* **INSTRUCTIONS FOR THE TASK**: Copy exactly the lines that run from the top of the listing to the line containing "import React from", both ends included, and omit the pictures.

* **DATA EXTRACT**:
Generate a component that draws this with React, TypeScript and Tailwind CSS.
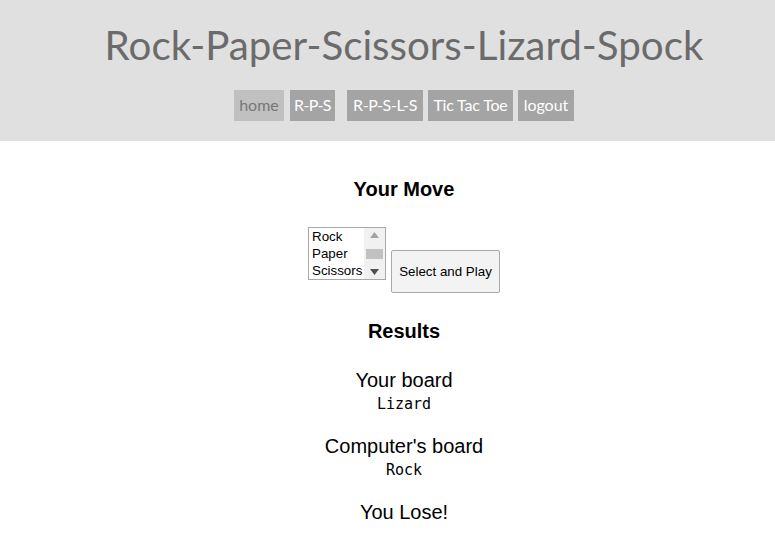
import React from "react";

export default function App() {
  const nav = [
    { t: "home", active: true, cls: "ml-0 w-[50px]" },
    { t: "R-P-S", active: false, cls: "ml-[6px] w-[45px] tracking-[-0.6px]" },
    { t: "R-P-S-L-S", active: false, cls: "ml-[12px] w-[76px] tracking-[-0.4px]" },
    { t: "Tic Tac Toe", active: false, cls: "ml-[5px] w-[85px] tracking-[-0.2px]" },
    { t: "logout", active: false, cls: "ml-[5px] w-[56px]" },
  ];
  const mono = { fontFamily: '"DejaVu Sans Mono", monospace' };
  return (
    <div className="w-[775px] h-[543px] bg-white overflow-hidden" style={{ fontFamily: '"Liberation Sans", Arial, sans-serif' }}>
      <header className="h-[141px] bg-[#e0e0e0] flex flex-col items-center pl-[33px]" style={{ fontFamily: 'Lato, sans-serif' }}>
        <h1 className="mt-[21px] text-[40.3px] leading-[48px] text-[#6b6b6b]">Rock-Paper-Scissors-Lizard-Spock</h1>
        <nav className="mt-[21px] flex">
          {nav.map((n) => (
            <span
              key={n.t}
              className={`${n.cls} h-[31px] pb-[1px] flex items-center justify-center whitespace-nowrap text-[16px] ${n.active ? "bg-[#c0c0c0] text-[#777777]" : "bg-[#a4a4a4] text-white"}`}
            >
              {n.t}
            </span>
          ))}
        </nav>
      </header>
      <main className="flex flex-col items-center text-black pl-[33px]">
        <div className="mt-[36px] text-[20px] leading-[24px] font-bold">Your Move</div>
        <div className="mt-[26px] flex items-start">
          <div className="w-[78px] h-[53px] border border-[#a9a9a9] flex text-[13.33px] leading-[17px]">
            <div className="flex-1 pl-[3px]">
              <div>Rock</div>
              <div>Paper</div>
              <div>Scissors</div>
            </div>
            <div className="w-[21px] bg-[#f1f1f1] flex flex-col items-center justify-between py-[4px]">
              <svg width="9" height="6" viewBox="0 0 9 6"><path d="M0 6 L4.5 0 L9 6 Z" fill="#a3a3a3" /></svg>
              <div className="w-[17px] h-[10px] bg-[#c1c1c1]" />
              <svg width="9" height="6" viewBox="0 0 9 6"><path d="M0 0 L4.5 6 L9 0 Z" fill="#505050" /></svg>
            </div>
          </div>
          <button className="ml-[5px] mt-[23px] w-[109px] h-[43px] border border-[#a9a9a9] bg-[#f3f3f3] text-[13.33px] text-black rounded-[2px]">
            Select and Play
          </button>
        </div>
        <div className="mt-[26px] text-[20px] leading-[24px] font-bold">Results</div>
        <div className="mt-[25px] text-[20px] leading-[24px]">Your board</div>
        <div className="text-[15px] leading-[24px]" style={mono}>Lizard</div>
        <div className="mt-[18px] text-[20px] leading-[24px]">Computer's board</div>
        <div className="text-[15px] leading-[24px]" style={mono}>Rock</div>
        <div className="mt-[18px] text-[20px] leading-[24px]">You Lose!</div>
      </main>
    </div>
  );
}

* **OUTPUT FOR THIS EXERCISE**:
Generate a component that draws this with React, TypeScript and Tailwind CSS.
import React from "react";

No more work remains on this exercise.